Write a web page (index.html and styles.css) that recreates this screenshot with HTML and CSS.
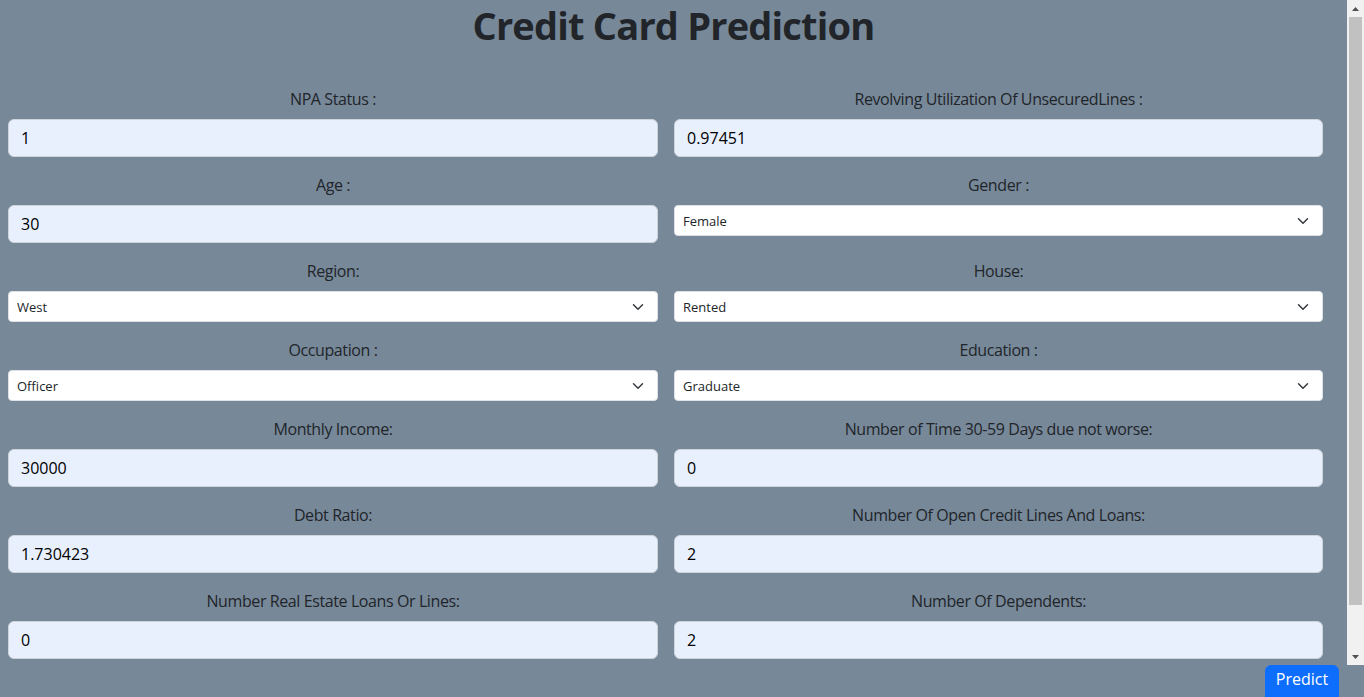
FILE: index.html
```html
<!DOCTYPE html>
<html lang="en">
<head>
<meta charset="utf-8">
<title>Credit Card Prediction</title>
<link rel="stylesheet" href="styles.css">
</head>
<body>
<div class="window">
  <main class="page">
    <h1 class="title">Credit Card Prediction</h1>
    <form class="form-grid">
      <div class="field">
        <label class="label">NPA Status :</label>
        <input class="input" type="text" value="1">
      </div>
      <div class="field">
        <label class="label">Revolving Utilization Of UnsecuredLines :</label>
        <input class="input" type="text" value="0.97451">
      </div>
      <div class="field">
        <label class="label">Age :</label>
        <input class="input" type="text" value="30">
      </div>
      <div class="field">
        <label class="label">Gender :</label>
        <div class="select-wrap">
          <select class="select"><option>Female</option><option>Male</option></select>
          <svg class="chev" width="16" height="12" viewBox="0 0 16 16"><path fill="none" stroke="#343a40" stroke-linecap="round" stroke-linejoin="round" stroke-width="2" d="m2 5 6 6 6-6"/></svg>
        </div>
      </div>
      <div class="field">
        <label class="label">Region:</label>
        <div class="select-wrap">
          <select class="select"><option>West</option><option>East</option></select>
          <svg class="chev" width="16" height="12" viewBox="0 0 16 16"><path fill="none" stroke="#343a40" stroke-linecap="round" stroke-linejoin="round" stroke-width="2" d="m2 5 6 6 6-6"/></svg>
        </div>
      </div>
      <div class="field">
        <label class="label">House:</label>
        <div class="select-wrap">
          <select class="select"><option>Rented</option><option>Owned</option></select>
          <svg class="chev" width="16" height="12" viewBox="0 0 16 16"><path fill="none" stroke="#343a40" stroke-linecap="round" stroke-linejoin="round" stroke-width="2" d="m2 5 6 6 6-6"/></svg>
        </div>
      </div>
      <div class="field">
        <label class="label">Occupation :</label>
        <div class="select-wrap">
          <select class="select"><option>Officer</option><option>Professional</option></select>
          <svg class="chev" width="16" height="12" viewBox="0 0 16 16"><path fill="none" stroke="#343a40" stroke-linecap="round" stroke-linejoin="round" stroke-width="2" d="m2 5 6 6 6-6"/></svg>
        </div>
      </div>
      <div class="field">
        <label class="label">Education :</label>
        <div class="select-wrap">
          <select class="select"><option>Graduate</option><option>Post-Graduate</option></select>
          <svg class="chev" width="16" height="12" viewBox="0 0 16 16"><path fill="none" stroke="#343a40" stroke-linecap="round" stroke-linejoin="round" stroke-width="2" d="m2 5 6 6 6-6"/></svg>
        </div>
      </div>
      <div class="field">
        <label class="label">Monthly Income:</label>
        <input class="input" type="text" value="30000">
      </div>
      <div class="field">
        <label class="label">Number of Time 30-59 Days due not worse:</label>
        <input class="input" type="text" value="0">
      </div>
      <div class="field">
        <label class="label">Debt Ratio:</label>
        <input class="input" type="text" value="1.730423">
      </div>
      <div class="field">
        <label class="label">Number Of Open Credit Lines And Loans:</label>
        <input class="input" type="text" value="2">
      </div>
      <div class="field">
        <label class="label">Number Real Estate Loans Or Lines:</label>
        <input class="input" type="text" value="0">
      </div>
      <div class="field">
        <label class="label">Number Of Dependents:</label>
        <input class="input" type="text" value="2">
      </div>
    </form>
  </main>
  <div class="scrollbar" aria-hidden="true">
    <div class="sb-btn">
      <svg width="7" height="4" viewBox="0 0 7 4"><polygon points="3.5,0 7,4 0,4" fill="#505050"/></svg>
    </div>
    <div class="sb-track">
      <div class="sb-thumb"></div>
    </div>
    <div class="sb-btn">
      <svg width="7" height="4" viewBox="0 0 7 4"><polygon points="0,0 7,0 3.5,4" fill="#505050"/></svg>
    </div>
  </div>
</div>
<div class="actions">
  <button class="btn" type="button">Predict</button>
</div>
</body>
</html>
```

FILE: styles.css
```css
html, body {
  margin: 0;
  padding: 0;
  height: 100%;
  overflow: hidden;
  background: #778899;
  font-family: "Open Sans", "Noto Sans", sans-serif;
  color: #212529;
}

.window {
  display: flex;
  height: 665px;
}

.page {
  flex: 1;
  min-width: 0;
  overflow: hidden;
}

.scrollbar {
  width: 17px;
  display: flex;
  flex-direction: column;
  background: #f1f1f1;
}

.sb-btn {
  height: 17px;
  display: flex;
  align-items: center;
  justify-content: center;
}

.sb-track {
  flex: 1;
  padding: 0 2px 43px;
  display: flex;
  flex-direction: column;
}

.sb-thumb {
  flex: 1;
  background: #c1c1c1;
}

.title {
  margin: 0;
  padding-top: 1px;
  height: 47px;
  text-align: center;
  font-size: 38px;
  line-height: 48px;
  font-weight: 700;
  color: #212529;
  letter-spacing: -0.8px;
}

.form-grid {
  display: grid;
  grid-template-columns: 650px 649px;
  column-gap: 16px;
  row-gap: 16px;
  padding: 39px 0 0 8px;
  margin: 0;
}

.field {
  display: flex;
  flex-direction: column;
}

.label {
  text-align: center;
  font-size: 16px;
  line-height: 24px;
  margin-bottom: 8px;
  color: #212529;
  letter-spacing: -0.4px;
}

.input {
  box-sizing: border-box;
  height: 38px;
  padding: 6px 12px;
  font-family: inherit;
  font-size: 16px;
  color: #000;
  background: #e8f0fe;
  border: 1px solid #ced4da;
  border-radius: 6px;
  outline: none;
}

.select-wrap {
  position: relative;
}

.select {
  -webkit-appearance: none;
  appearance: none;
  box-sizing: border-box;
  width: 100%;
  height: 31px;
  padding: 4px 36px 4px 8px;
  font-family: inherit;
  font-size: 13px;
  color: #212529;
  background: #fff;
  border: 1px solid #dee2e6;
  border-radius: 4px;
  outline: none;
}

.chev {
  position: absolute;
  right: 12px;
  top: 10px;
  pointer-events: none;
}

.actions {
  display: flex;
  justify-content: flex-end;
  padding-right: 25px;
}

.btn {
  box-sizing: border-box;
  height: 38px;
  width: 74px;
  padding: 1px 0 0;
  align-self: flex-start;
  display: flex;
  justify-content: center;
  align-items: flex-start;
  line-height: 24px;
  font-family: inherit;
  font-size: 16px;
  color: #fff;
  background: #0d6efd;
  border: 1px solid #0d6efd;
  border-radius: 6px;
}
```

#####

TASK STATEMENT — List every line above that contains the word "page".

RESPONSE TO THE EXERCISE —
Write a web page (index.html and styles.css) that recreates this screenshot with HTML and CSS.
  <main class="page">
.page {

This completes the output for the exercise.